Instructions to follow
Locate each line with the string "styles" in the listing below and copy it.

Data shown
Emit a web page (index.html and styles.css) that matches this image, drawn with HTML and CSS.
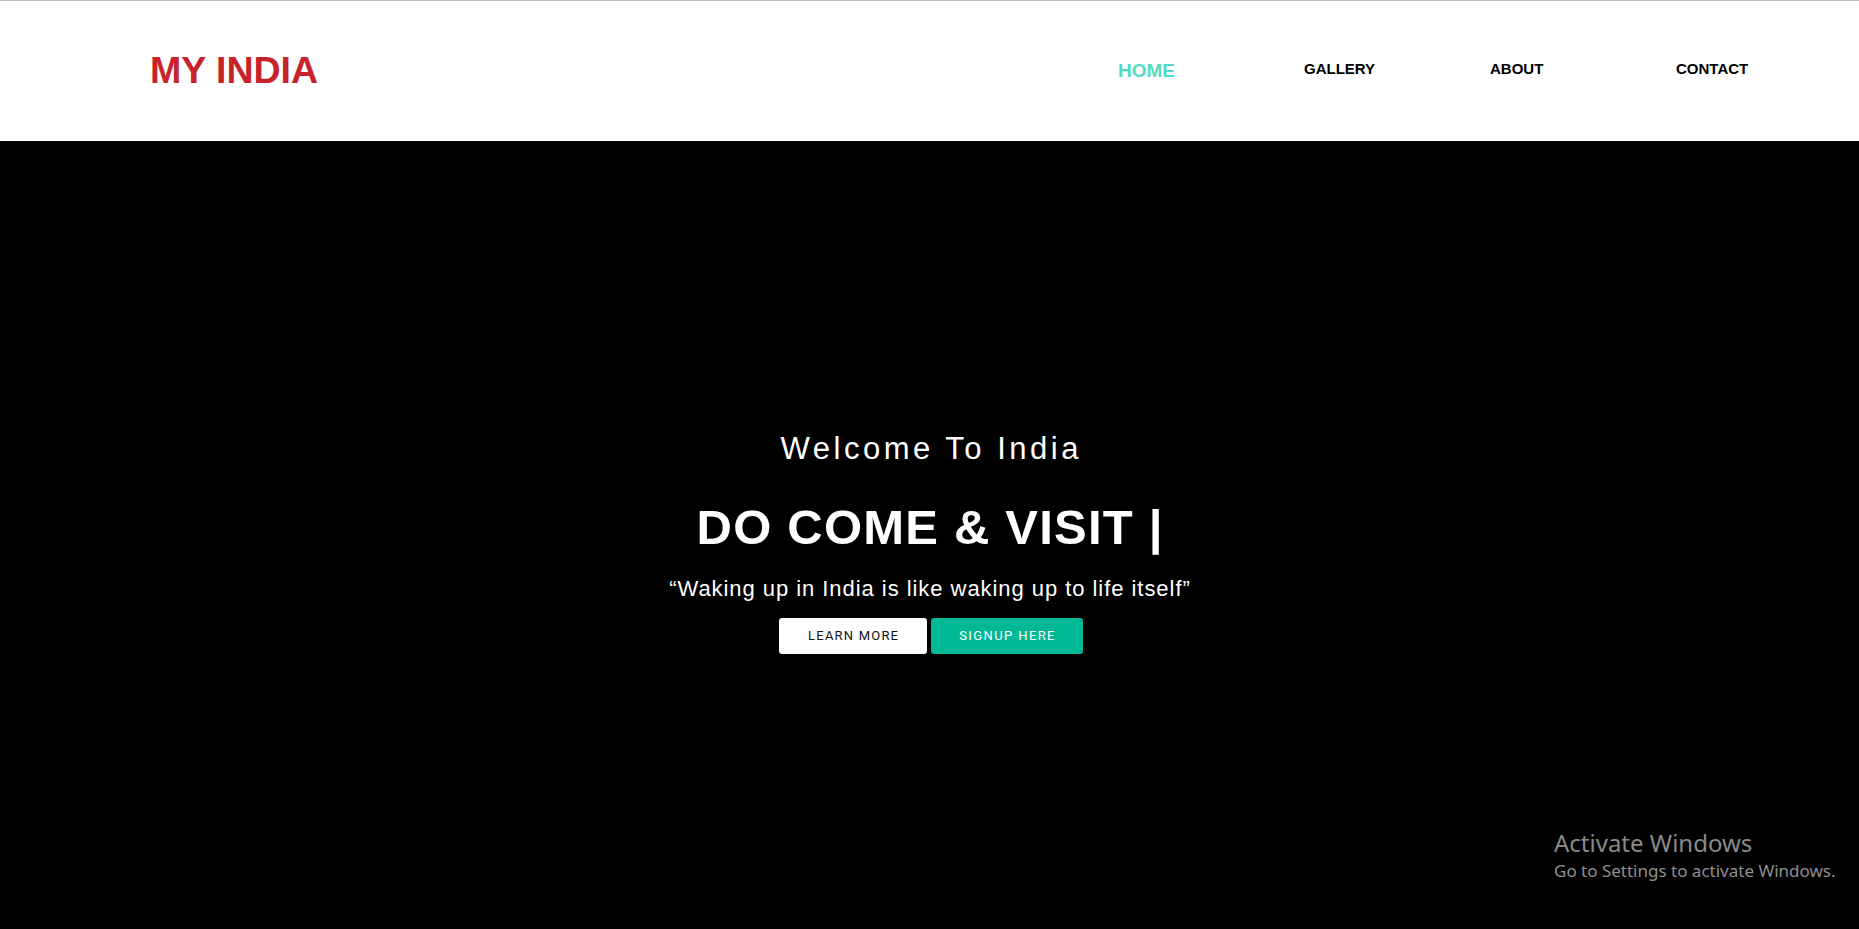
FILE: index.html
```html
<!DOCTYPE html>
<html lang="en">
<head>
<meta charset="utf-8">
<title>My India</title>
<link rel="stylesheet" href="styles.css">
</head>
<body>
<header class="site-header">
  <a class="logo" href="#">MY INDIA</a>
  <nav class="main-nav">
    <ul class="nav-list">
      <li><a class="nav-link active" href="#">HOME</a></li>
      <li><a class="nav-link" href="#">GALLERY</a></li>
      <li><a class="nav-link" href="#">ABOUT</a></li>
      <li><a class="nav-link" href="#">CONTACT</a></li>
    </ul>
  </nav>
</header>
<section class="hero">
  <h2 class="hero-welcome">Welcome To India</h2>
  <h1 class="hero-title">DO COME &amp; VISIT <span class="cursor">|</span></h1>
  <p class="hero-quote">“Waking up in India is like waking up to life itself”</p>
  <div class="hero-actions">
    <a class="btn btn-light" href="#">LEARN MORE</a>
    <a class="btn btn-teal" href="#">SIGNUP HERE</a>
  </div>
</section>
<div class="activate">
  <div class="activate-title">Activate Windows</div>
  <div class="activate-sub">Go to Settings to activate Windows.</div>
</div>
</body>
</html>
```
FILE: styles.css
```css
*, *::before, *::after { box-sizing: border-box; }
html, body { margin: 0; padding: 0; }
body {
  font-family: "Liberation Sans", Arial, sans-serif;
  background: #000;
  overflow: hidden;
}

.site-header {
  height: 141px;
  border-top: 1px solid #c3c3c3;
  background: #fff;
  display: flex;
  align-items: flex-start;
  justify-content: space-between;
  padding: 48px 0 0 150px;
}
.logo {
  font-size: 37.5px;
  font-weight: 700;
  line-height: 42px;
  color: #c8232c;
  text-decoration: none;
}
.nav-list {
  list-style: none;
  margin: 11px 0 0;
  padding: 0;
  display: grid;
  grid-template-columns: repeat(3, 186px) 183px;
}
.nav-link {
  font-size: 15px;
  font-weight: 700;
  color: #000;
  text-decoration: none;
}
.nav-link.active {
  font-size: 19px;
  color: #4fdcc2;
}

.hero {
  height: 788px;
  padding-top: 15px;
  display: flex;
  flex-direction: column;
  align-items: center;
  justify-content: center;
  color: #fff;
  text-align: center;
}
.hero-welcome {
  margin: 0;
  font-size: 31px;
  font-weight: 400;
  line-height: 36px;
  letter-spacing: 3.5px;
  padding-left: 3.5px;
}
.hero-title {
  margin: 32px 0 0;
  font-size: 49px;
  font-weight: 700;
  line-height: 56px;
  letter-spacing: 1.2px;
  padding-left: 1.2px;
}
.hero-quote {
  margin: 22px 0 0;
  font-size: 22px;
  line-height: 24px;
  letter-spacing: 0.95px;
  padding-left: 0.95px;
}
.hero-actions {
  margin-top: 17px;
  display: flex;
  gap: 4px;
  padding-left: 3px;
}
.btn {
  display: block;
  height: 36px;
  line-height: 36px;
  padding: 0 27px 0 28px;
  font-family: Roboto, "Liberation Sans", sans-serif;
  font-size: 13px;
  letter-spacing: 1px;
  border-radius: 3px;
  text-decoration: none;
}
.btn-light {
  background: #fff;
  color: #111;
  letter-spacing: 1.2px;
  padding: 0 28px 0 29px;
}
.btn-teal {
  background: #00b894;
  color: #fff;
  letter-spacing: 1.4px;
}

.activate {
  position: absolute;
  left: 1554px;
  top: 827px;
  font-family: "Noto Sans", "Open Sans", sans-serif;
  color: #8a8a8a;
}
.activate-title {
  font-size: 24px;
  line-height: 32px;
}
.activate-sub {
  font-size: 17px;
  line-height: 24px;
  color: #8f8f8f;
}
```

Answer to this exercise
Emit a web page (index.html and styles.css) that matches this image, drawn with HTML and CSS.
<link rel="stylesheet" href="styles.css">
FILE: styles.css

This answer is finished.